The Dilemma Of The British Deployment To Baghdad
The Dilemma Of The British Deployment To Baghdad
Whatever Tony Blair tells the British public and the House of Commons there is certainly a political motivation to his government’s decision to deploy forces closer to Baghdad. The case that he and his ministers have given for the move is that it is what is required of a good ally and necessary for a successful prosecution of the war. Yet, even supporters of the war must admit that there is a link between the timing of the re-deployment of British forces and the upcoming elections in both Iraq and the United States. Mr. Blair is President Bush’s closest ally and both men need to see Iraq stabilised before elections there. Yet although this is the biggest gamble of Mr. Blair’s tenure in Downing Street, the risk to his position as Prime Minister is minimal and despite the opposition to the move, he will survive and is unlikely to be the one who has to manage any fall out should things go wrong.

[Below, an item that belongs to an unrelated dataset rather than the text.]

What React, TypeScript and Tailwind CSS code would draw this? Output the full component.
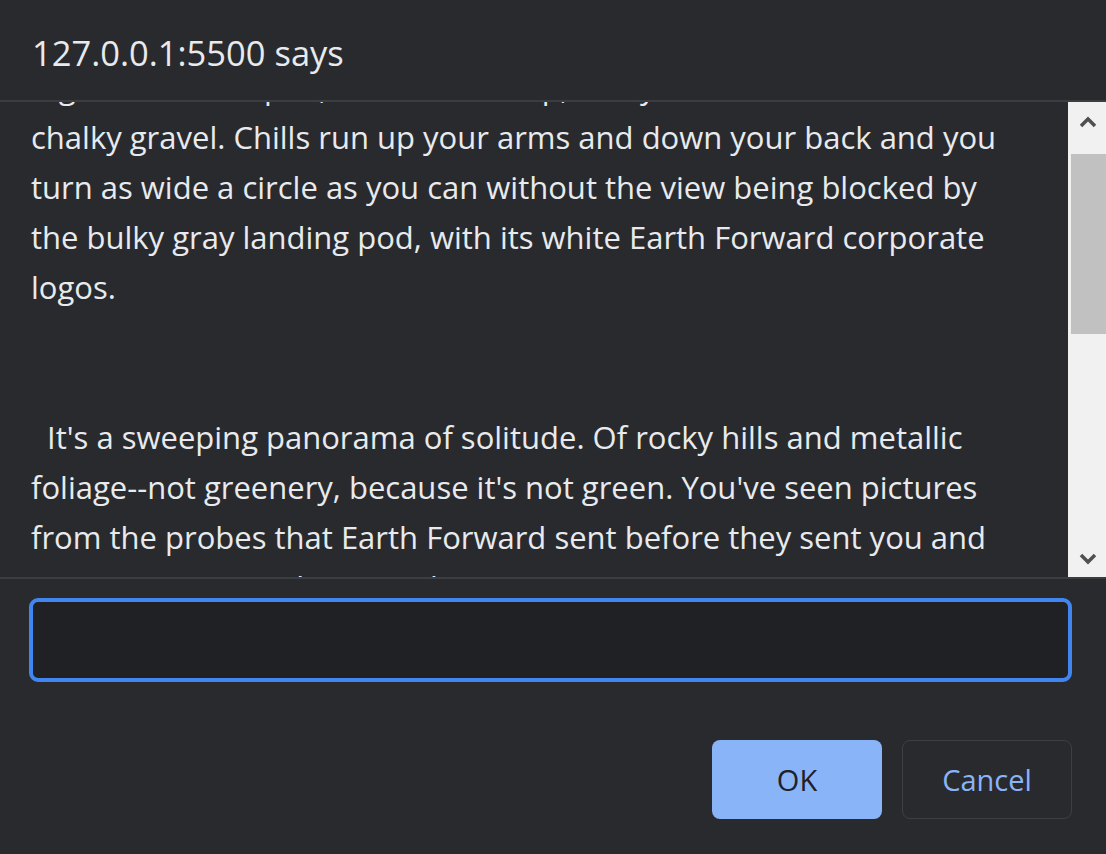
const lines = [
  "Big doors now open, and then a step, and your boots crunch on",
  "chalky gravel. Chills run up your arms and down your back and you",
  "turn as wide a circle as you can without the view being blocked by",
  "the bulky gray landing pod, with its white Earth Forward corporate",
  "logos.",
  "",
  "",
  "  It's a sweeping panorama of solitude. Of rocky hills and metallic",
  "foliage--not greenery, because it's not green. You've seen pictures",
  "from the probes that Earth Forward sent before they sent you and",
  "everyone. From orbit, sure, but none come near to seeing 750 meters",
];

function ScrollArrow({ up }: { up?: boolean }) {
  return (
    <svg width="18" height="12" viewBox="0 0 18 12" className="block">
      <path
        d={up ? "M2 10 L9 3 L16 10" : "M2 2 L9 9 L16 2"}
        fill="none"
        stroke="#505050"
        strokeWidth="3.5"
      />
    </svg>
  );
}

export default function App() {
  return (
    <div
      className="w-[1106px] h-[854px] bg-[#292a2d] text-[#e8eaed] flex flex-col overflow-hidden"
      style={{ fontFamily: '"Open Sans", "Noto Sans", sans-serif' }}
    >
      {/* Title */}
      <div className="h-[102px] shrink-0 flex items-center px-[32px] border-b-2 border-[#3c3d40]">
        <h1 className="text-[34.5px] leading-none font-normal pt-[6px]">127.0.0.1:5500 says</h1>
      </div>

      {/* Message, scrolled part way down */}
      <div className="h-[475px] shrink-0 flex">
        <div className="flex-1 overflow-hidden pl-[31px]">
          <div className="-mt-[40px] text-[31px] leading-[50px] whitespace-pre">
            {lines.map((line, i) => (
              <div key={i} className="h-[50px]">
                {line}
              </div>
            ))}
          </div>
        </div>
        <div className="w-[38px] bg-[#f1f1f1] flex flex-col">
          <div className="h-[52px] flex items-start justify-center pt-[14px] pl-[2px]">
            <ScrollArrow up />
          </div>
          <div className="h-[180px] ml-[3px] bg-[#c1c1c1]" />
          <div className="flex-1" />
          <div className="h-[36px] flex items-center justify-center pl-[2px]">
            <ScrollArrow />
          </div>
        </div>
      </div>

      {/* Input and buttons */}
      <div className="flex-1 border-t-2 border-[#3c3d40] px-[29px] pt-[19px]">
        <input
          className="w-[1043px] h-[84px] rounded-[9px] border-4 border-[#4186f0] bg-[#202124] outline-none px-4 text-[28px] text-[#e8eaed]"
          defaultValue=""
        />
        <div className="flex justify-end gap-[20px] mt-[58px] pr-[5px]">
          <button className="w-[170px] h-[79px] rounded-[8px] bg-[#8ab4f8] text-[#202124] text-[29px] font-medium">
            OK
          </button>
          <button className="w-[170px] h-[79px] rounded-[8px] border border-[#3c4043] text-[#8ab4f8] text-[29px] font-medium">
            Cancel
          </button>
        </div>
      </div>
    </div>
  );
}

The decision to re-deploy the British battle group comes in the face of much opposition both from members of the public and within the Labour Party yet there is nothing the dissenters can do to except make noise. For one thing, a large majority in the Commons protects Mr. Blair and even if Members of his party vote against the moving of troops north, it is unlikely that they would have the numbers to reverse the decision. Neither of the potential challengers to the Prime Ministers’ job, Gordon Brown and Alan Milburn, has expressed their opposition to the war and apart from former Foreign Secretary Robin Cook, no other high profile member of the government has done so. Had either Mr. Brown or Mr. Milburn taken an anti-war stance, then it is possible that the British Government would not have agreed to Washington’s request for this re-deployment, unless of course there had been some kind of a backroom deal.
Another point that could help Mr. Blair walk away from the Iraq war without having to endure the consequences is the distinct possibility that his next term in office will be his last. There have been reports throughout the British media that he plans to stand aside once he has secured his place in History as a 3-term Premier having recently bought a house in central London and his re-admission of Mr. Milburn back into the government fold as his preferred successor. Mr. Brown is still widely tipped to succeed Mr. Blair as Prime Minister yet that task become much harder the longer he remains in number 11 Downing Street rather than the house next door. If he is to assume the top job, then he must mount his challenge during Labour’s next term in office and not allow Mr. Blair time and the opportunity to groom public and party opinion towards accepting Mr. Milburn as Leader.
If Mr. Blair does leave Downing Street amidst the war then it is reminiscent of Lyndon Johnson leaving the White House having increased American involvement in Vietnam. There will be Blair supporters who will say that this is the most suitable time for him to step aside and that to win a fourth term would be unlikely. However, if this is his agenda then he must devise and implement a plan to get British forces out of Iraq before he exits or at least scale back their role in the war. The problem with sending the Black Watch north is that the term ‘mission-creep’ has entered the equation and although the US decision to launch an offensive against the insurgents and murderers of Abu Masab al-Zarqawi’s network is the correct one, Britain has deepened its commitment in the war. The British Government have promised the soldiers of the Black Watch that their deployment will be limited and that they will return home by Christmas and this will be the case. The question is whether the United States will use its own forces to take their place or make another request for British forces. The answer, although uncertain, is likely to be the latter.
Whatever the debate over the war and each countries involvement, Britain had little room to manoeuvre when faced with this request. The fact is that London entered this war as a member of the Coalition built a decade ago and it cannot walk out when the going gets tough or when faced with increased risk. After all, that is the nature of warfare and intra-state warfare especially. However, unless the British sustain heavy casualties in the next few months, then the war will not threaten Mr. Blair’s position as Prime Minister. He escaped the fall out from the debacle over issue of Weapons of Mass Destruction and the 45-minute claim, the rather thin excuse that pre-war intelligence was faulty and has a large majority of Commons Members who support him or at least are not ready to openly support Mr. Brown in fear of damaging their careers. Nevertheless, if the Iraq war simmers on then there could be less incentive for Mr. Blair to remain in at The Top and he always has the option to walk out on a mess that he was very much responsible for creating.